SG Generale, a French Bank has launched a stablecoin on Ethereum. It requires a multisig transaction every time it is transferred, has a burn function from a central authority and consumes a tonne of gas. The contract is one that would make you run for the hills if you understood anything about cryptocurrency.

No self-respecting dev would ever code something like that. CDBCs are just going to get hacked.


Ended up with some etherium as a half way point to PAXG I ws after (collapse of DVB) wasn't that impressed with Argents compliance procedure though so didn't go as heavy as I intended
 

This is very bad news in the sense that either the committee is corrupt or it doesn't understand crypto.

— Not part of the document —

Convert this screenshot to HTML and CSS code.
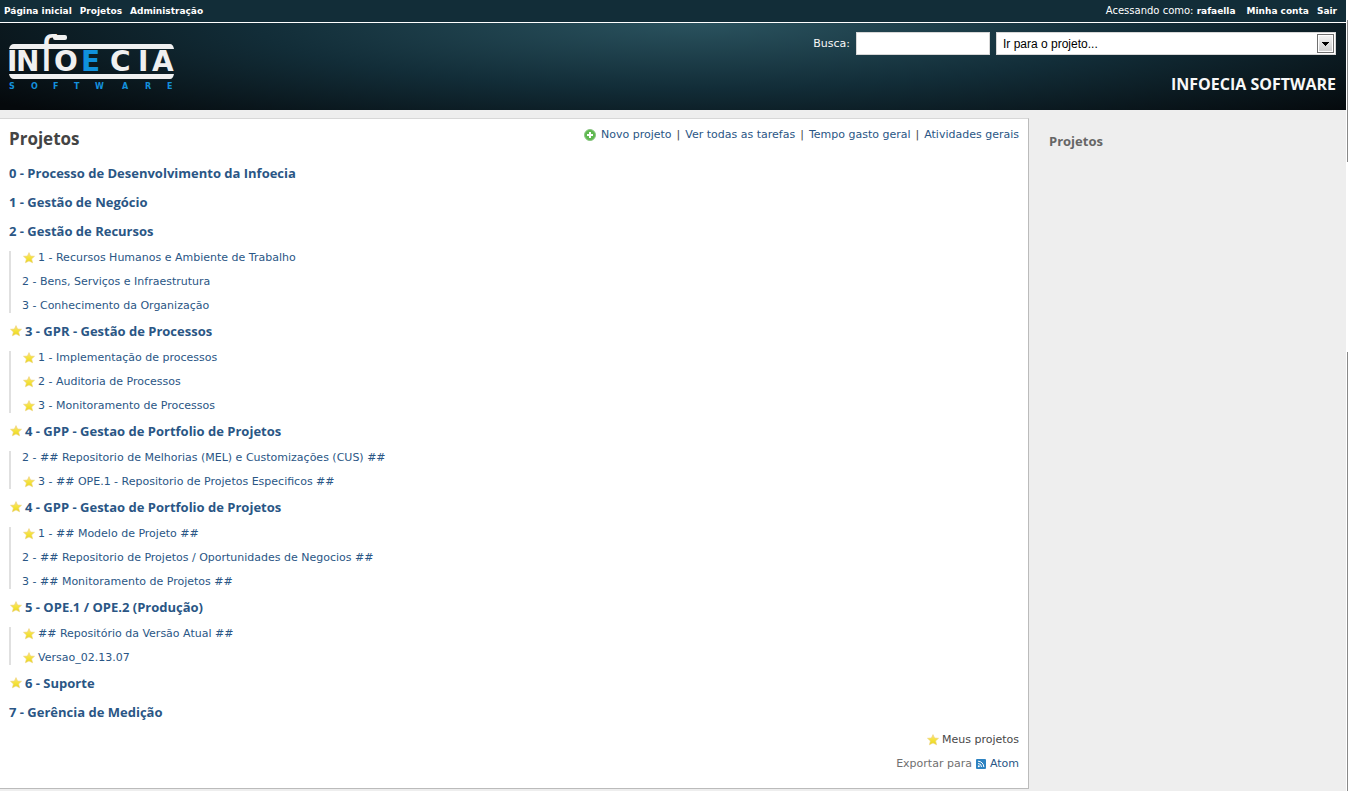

Unfortunatly I believe it's corrupt because the detail of the report, doesn't even match their conclusions.

It's a complete demonstratable untruth to say that crypto/public blockchains aren't useful.

To then imply "They might be useful" is just them implying that it would be useful if the government could somehow control it.

They are desperate to maintain the falsehood that crypto isn't useful, it can't be argued that it can be used of bought for a purpose.

People buy Ether for lots of uses, most of which do not involve gambling, ergo, financial institutions that buy and sell it, are providing a financial service.

This is a desperate attempt to make the "problem" go away by having it classifed as gambling then having a good old fashioned crackdown on "gambling".

Meanwhile, when the likes of Goldman Sachs and Microsoft do the exact same thing, it's providing a "Financial Service"

Please.

The best way forward, is for the likes to Goldman Sachs and Microsoft to pack in their silly dreams of a government protecting their self-vested interests through bad regulation and simply build their products on top of public blockchains.

Some people on Urban, who see themselves as anti-crypto, say that they are willing to tolerate crypto, because "Many people like to trust a third party intermediary to go to when it all goes wrong." (Or something like that).

Fine. But surely we can have the best of both worlds?

Take this : Goldman Sachs, Microsoft, and Others Team Up to Introduce Blockchain Network

Whatever it is that Goldman Sachs and Microsoft are building, it could have been built on top of the Ethereum blockchain ... so a private blockchain that is secured by a massive and secure public blockchain.

The advantages there is that Goldman Sachs customers would be able to move (some or all of) their assets onto the Ethereum blockchain if they wanted to AND their private blockchain would be more secure.

Some people want ALL of their assets on public blockchains, but then again, there's going to be an awful lot of people who will be wanting some of their assets managed by the likes of Goldman Sachs.

I predict it would be a failed experiment for them and they'll eventually build the same thing on top of Ethereum and many of their customers won't even notice.

Would I use it? Yep ,.... IF it was built on top of Ethereum AND it's wrapped inside a smart contract that allows me to withdraw the lot to Ethereum blockchain on case anything goes wrong.
 
I don't think punters in the UK pay gambling tax any more, just the bookies, casinos or whoever.

So if you made bank on crypto previously and cashed out you'd be liable for CGT, but if this goes ahead, it's pure profit (If you win of course)
 
I don't think punters in the UK pay gambling tax any more, just the bookies, casinos or whoever.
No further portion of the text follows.